Is that what Pep Hamilton has in mind when he talks about running the football? I don't know. But what I am confident in is that Hamilton's emphasis on the run game has more to do with a mentality and timing than it does power running and run first. Hamilton wants this offense to have a physical mindset and he wants them to be able to run the football when they need to run the football (to pick up a key first down, at the goal line, at the end of games protecting a lead, etc.). THAT is what Pep Hamilton means when he talks about running the football.
Unfortunately, he hasn't done the best job at explaining that, which has led to a lot of confusion and speculation amongst Colts fans. And it doesn't have to be that way. All it takes is a logical and reasonable look at what Hamilton actually means when he talks about the run game.
And one thing I'm certain of is this: if every fan got 20 minutes to talk over this philosophy with Hamilton like Peter King did, they'll come away just as impressed as he was and they'll love the direction this team is going.
Because they're not trying to limit Andrew Luck at all. They're trying to do things that will help him become an even better and more efficient passer.

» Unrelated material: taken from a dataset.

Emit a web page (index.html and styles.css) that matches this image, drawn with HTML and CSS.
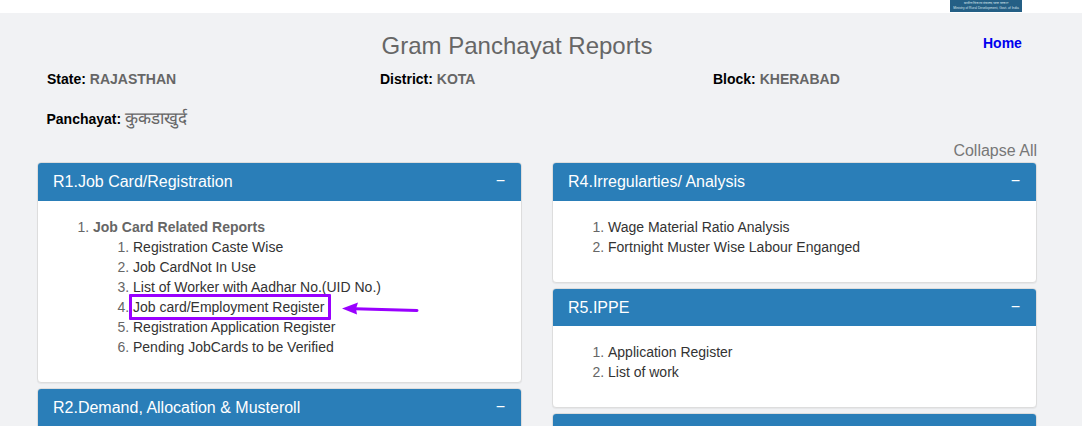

They can't throw it 627 times again this year. They can't place it all entirely on Luck's shoulders. And so they're trying to develop a run game that can compliment Luck's passing attack and cause defenses to respect both the run and the pass.
Pep Hamilton isn't trying to do anything abnormal at all. He just has been very outspoken about it and he hasn't done the best job describing what exactly he wants to do. I know that I didn't either. But let me just implore you to look at what Hamilton actually means instead of just the words he says. And when doing that, you'll begin to see an offensive philosophy that should make you pretty comfortable with where this team is going.